[Stored records]

* * * * *

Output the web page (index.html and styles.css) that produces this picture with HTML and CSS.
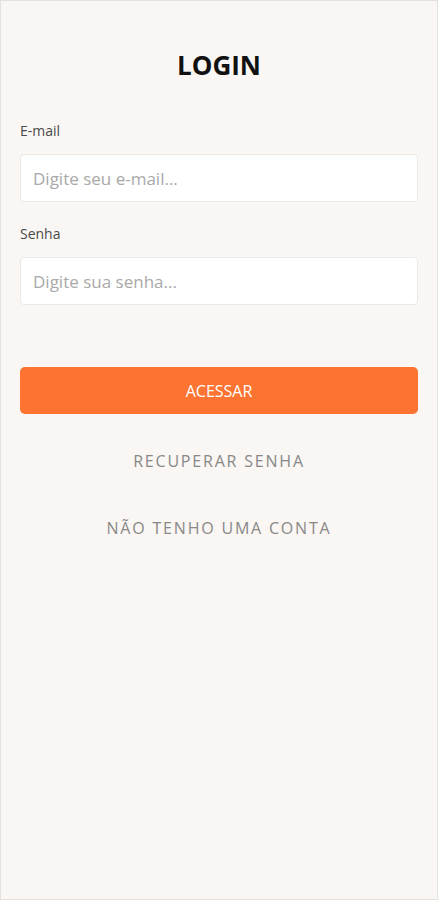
FILE: index.html
```html
<!DOCTYPE html>
<html lang="pt-BR">
<head>
    <meta charset="UTF-8">
    <meta name="viewport" content="width=device-width, initial-scale=1.0">
    <title>Login</title>
    <link rel="stylesheet" href="styles.css">
</head>
<body>
    <div class="screen">
        <h1 class="title">LOGIN</h1>

        <form class="login-form" onsubmit="return false;">
            <label class="field-label" for="email">E-mail</label>
            <input class="field-input" type="text" id="email" placeholder="Digite seu e-mail...">

            <label class="field-label" for="senha">Senha</label>
            <input class="field-input" type="password" id="senha" placeholder="Digite sua senha...">

            <button class="btn-primary" type="submit">ACESSAR</button>
        </form>

        <a class="link" href="#">RECUPERAR SENHA</a>
        <a class="link" href="#">NÃO TENHO UMA CONTA</a>
    </div>
</body>
</html>
```

FILE: styles.css
```css
/* General Styles */
html, body {
    height: 100%;
}
body {
    margin: 0;
    padding: 0;
    font-family: "Open Sans", "Noto Sans", sans-serif;
    background-color: #f9f6f3;
}

.screen {
    box-sizing: border-box;
    height: 100%;
    border: 1px solid #e4e2df;
    padding: 0 19px;
    display: flex;
    flex-direction: column;
}

.title {
    margin: 44px 0 0;
    text-align: center;
    font-size: 26px;
    font-weight: 700;
    color: #111;
    line-height: 40px;
}

/* Form */
.login-form {
    display: flex;
    flex-direction: column;
    margin-top: 36px;
}
.field-label {
    font-size: 14px;
    color: #4a4a4a;
    line-height: 20px;
    margin-bottom: 13px;
}
.field-input {
    box-sizing: border-box;
    height: 48px;
    padding: 0 12px;
    margin-bottom: 22px;
    border: 1px solid #ebe9e6;
    border-radius: 4px;
    background-color: #fff;
    font-family: inherit;
    font-size: 17px;
    color: #333;
    outline: none;
}
.field-input::placeholder {
    color: #a9a9a9;
}

.btn-primary {
    height: 47px;
    margin-top: 40px;
    border: none;
    border-radius: 5px;
    background-color: #fd7331;
    color: #fff;
    font-family: inherit;
    font-size: 16px;
    cursor: pointer;
}

/* Links */
.link {
    text-align: center;
    color: #888;
    font-size: 16px;
    letter-spacing: 1.8px;
    text-decoration: none;
    line-height: 20px;
}
.link:first-of-type {
    margin-top: 37px;
}
.link + .link {
    margin-top: 47px;
}
```
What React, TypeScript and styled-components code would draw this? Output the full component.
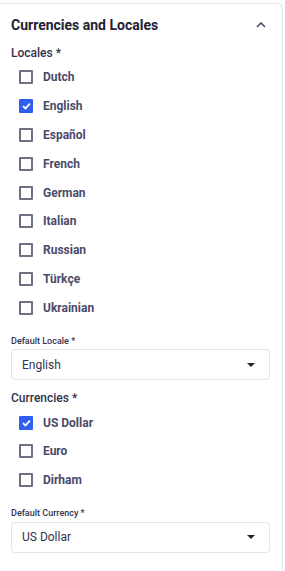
import React, { useState } from 'react'
import styled, { createGlobalStyle } from 'styled-components'

const GlobalStyle = createGlobalStyle`
  html, body {
    margin: 0;
    padding: 0;
    background: #ffffff;
    font-family: Roboto, 'Noto Sans', sans-serif;
    overflow: hidden;
  }
`

const Page = styled.div`
  padding: 3px 2px 0 0;
  margin-left: -10px;
`

const Card = styled.section`
  border: 1px solid #e3e3e6;
  border-bottom: none;
  border-radius: 0 6px 0 0;
  padding: 10px 12px 30px 20px;
  background: #fff;
`

const Header = styled.div`
  display: flex;
  align-items: center;
  justify-content: space-between;
  height: 22px;
  margin-bottom: 9px;
`

const Title = styled.h2`
  margin: 0;
  font-size: 14px;
  font-weight: 700;
  color: #212134;
`

const Toggle = styled.button`
  border: none;
  background: none;
  padding: 0;
  width: 16px;
  height: 16px;
  display: flex;
  align-items: center;
  justify-content: center;
  margin-right: 1px;
  cursor: pointer;
`

const GroupLabel = styled.div`
  font-size: 12px;
  font-weight: 500;
  color: #32324d;
  height: 16px;
  line-height: 16px;
`

const CheckList = styled.div`
  display: flex;
  flex-direction: column;
  padding: 2px 0 0 8px;
`

const CheckRow = styled.label`
  display: flex;
  align-items: center;
  gap: 10px;
  height: 28.8px;
  cursor: pointer;
`

const Box = styled.span<{ $checked: boolean }>`
  width: 14px;
  height: 14px;
  box-sizing: border-box;
  border-radius: 1px;
  border: ${(p) => (p.$checked ? 'none' : '2px solid #6e6e84')};
  background: ${(p) => (p.$checked ? '#2e5ff0' : '#fff')};
  display: flex;
  align-items: center;
  justify-content: center;
`

const CheckText = styled.span`
  font-size: 12px;
  font-weight: 700;
  color: #4a4a6a;
`

const FieldLabel = styled.div`
  font-size: 9px;
  font-weight: 500;
  color: #32324d;
  margin-top: 12px;
  margin-bottom: 3px;
`

const SelectBox = styled.div`
  height: 31px;
  box-sizing: border-box;
  border: 1px solid #e3e3e8;
  border-radius: 4px;
  display: flex;
  align-items: center;
  justify-content: space-between;
  padding: 0 14px 0 10px;
  font-size: 12px;
  color: #32324d;
`

const Caret = styled.span`
  width: 0;
  height: 0;
  border-left: 4px solid transparent;
  border-right: 4px solid transparent;
  border-top: 4px solid #212134;
`

const Spacer = styled.div<{ $h: number }>`
  height: ${(p) => p.$h}px;
`

const locales = ['Dutch', 'English', 'Español', 'French', 'German', 'Italian', 'Russian', 'Türkçe', 'Ukrainian']
const currencies = ['US Dollar', 'Euro', 'Dirham']

function Check({ label, checked, onToggle }: { label: string; checked: boolean; onToggle: () => void }) {
  return (
    <CheckRow onClick={onToggle}>
      <Box $checked={checked}>
        {checked && (
          <svg width='9' height='8' viewBox='0 0 9 8'>
            <path d='M1 4.2 L3.4 6.4 L8 1.6' stroke='#fff' strokeWidth='1.8' fill='none' />
          </svg>
        )}
      </Box>
      <CheckText>{label}</CheckText>
    </CheckRow>
  )
}

export default function App() {
  const [selLocales, setSelLocales] = useState<string[]>(['English'])
  const [selCurrencies, setSelCurrencies] = useState<string[]>(['US Dollar'])

  const flip = (list: string[], set: (v: string[]) => void, v: string) =>
    set(list.includes(v) ? list.filter((x) => x !== v) : [...list, v])

  return (
    <>
      <GlobalStyle />
      <Page>
        <Card>
          <Header>
            <Title>Currencies and Locales</Title>
            <Toggle aria-label='collapse'>
              <svg width='10' height='6' viewBox='0 0 10 6'>
                <path d='M1 5 L5 1 L9 5' stroke='#4a4a6a' strokeWidth='1.6' fill='none' />
              </svg>
            </Toggle>
          </Header>

          <GroupLabel>Locales *</GroupLabel>
          <CheckList>
            {locales.map((l) => (
              <Check key={l} label={l} checked={selLocales.includes(l)} onToggle={() => flip(selLocales, setSelLocales, l)} />
            ))}
          </CheckList>

          <Spacer $h={2} />
          <FieldLabel>Default Locale *</FieldLabel>
          <SelectBox>
            English
            <Caret />
          </SelectBox>

          <Spacer $h={10} />
          <GroupLabel>Currencies *</GroupLabel>
          <CheckList>
            {currencies.map((c) => (
              <Check key={c} label={c} checked={selCurrencies.includes(c)} onToggle={() => flip(selCurrencies, setSelCurrencies, c)} />
            ))}
          </CheckList>

          <Spacer $h={1} />
          <FieldLabel>Default Currency *</FieldLabel>
          <Spacer $h={1} />
          <SelectBox>
            US Dollar
            <Caret />
          </SelectBox>
        </Card>
      </Page>
    </>
  )
}
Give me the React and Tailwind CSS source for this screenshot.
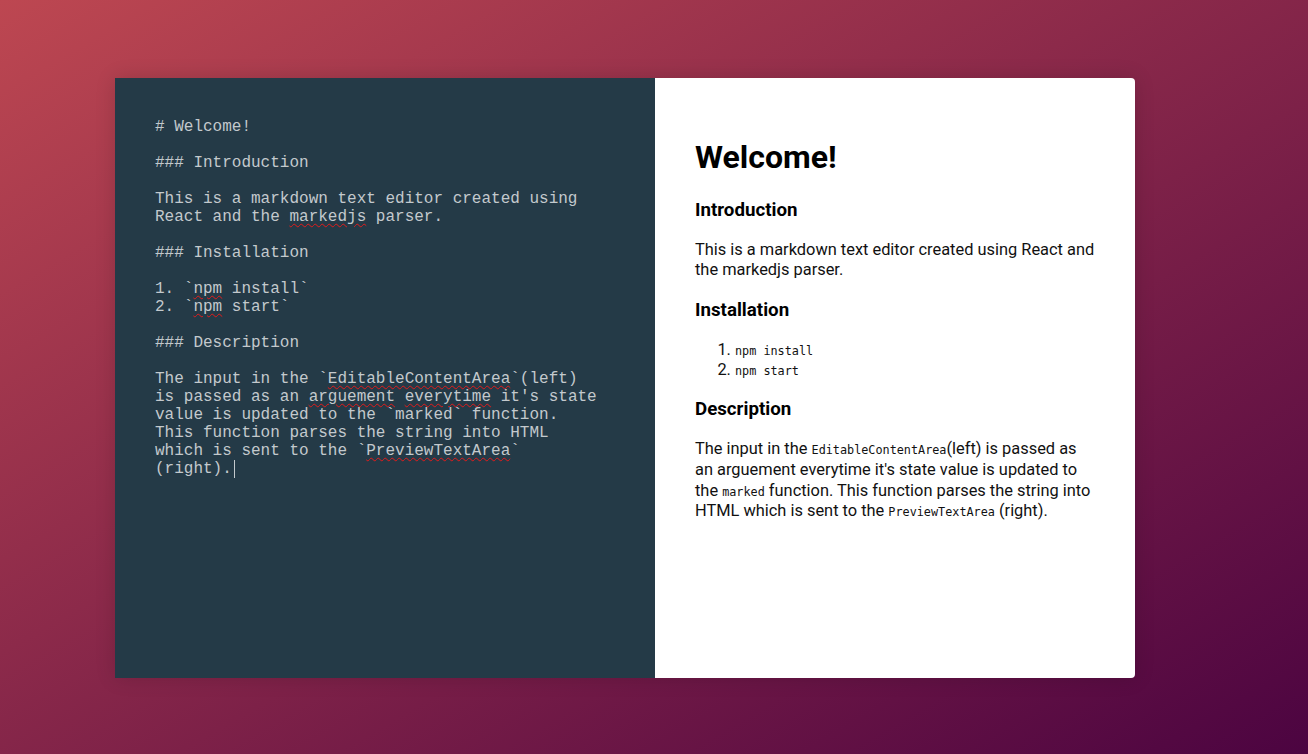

* * * * *

TO DO:
Extract every line containing the string "components" from the data above.

COMPLETE RESPONSE:
What React, TypeScript and styled-components code would draw this? Output the full component.
import styled, { createGlobalStyle } from 'styled-components'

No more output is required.